• **STATED EXERCISE**
Pull out every line below holding the word "full".

• **COLLECTED DATA**

# # # # # # #

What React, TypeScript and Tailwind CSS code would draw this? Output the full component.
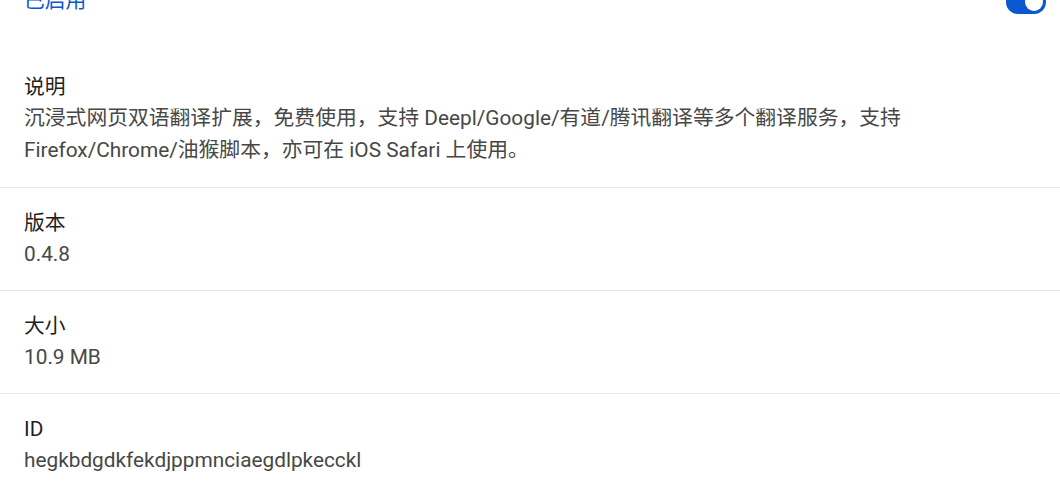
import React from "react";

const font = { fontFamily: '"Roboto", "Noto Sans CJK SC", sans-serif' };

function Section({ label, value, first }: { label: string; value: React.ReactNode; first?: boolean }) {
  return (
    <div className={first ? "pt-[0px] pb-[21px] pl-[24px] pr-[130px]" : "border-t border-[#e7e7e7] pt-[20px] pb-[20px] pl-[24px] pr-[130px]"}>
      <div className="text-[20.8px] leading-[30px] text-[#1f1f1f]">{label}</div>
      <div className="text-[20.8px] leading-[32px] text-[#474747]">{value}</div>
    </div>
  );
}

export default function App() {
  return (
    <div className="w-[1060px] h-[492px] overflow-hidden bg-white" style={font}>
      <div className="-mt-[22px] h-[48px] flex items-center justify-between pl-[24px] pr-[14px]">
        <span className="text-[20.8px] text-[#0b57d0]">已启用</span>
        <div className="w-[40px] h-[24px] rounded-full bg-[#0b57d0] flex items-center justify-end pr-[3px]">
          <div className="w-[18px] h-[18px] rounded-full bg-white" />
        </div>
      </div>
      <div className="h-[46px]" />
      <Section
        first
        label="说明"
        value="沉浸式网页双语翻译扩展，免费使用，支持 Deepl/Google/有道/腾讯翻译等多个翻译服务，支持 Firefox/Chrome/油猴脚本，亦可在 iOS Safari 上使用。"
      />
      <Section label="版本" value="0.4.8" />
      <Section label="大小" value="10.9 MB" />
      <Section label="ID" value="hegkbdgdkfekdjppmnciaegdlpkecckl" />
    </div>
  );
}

# # # # # # #

• **IN RESPONSE**
What React, TypeScript and Tailwind CSS code would draw this? Output the full component.
        <div className="w-[40px] h-[24px] rounded-full bg-[#0b57d0] flex items-center justify-end pr-[3px]">
          <div className="w-[18px] h-[18px] rounded-full bg-white" />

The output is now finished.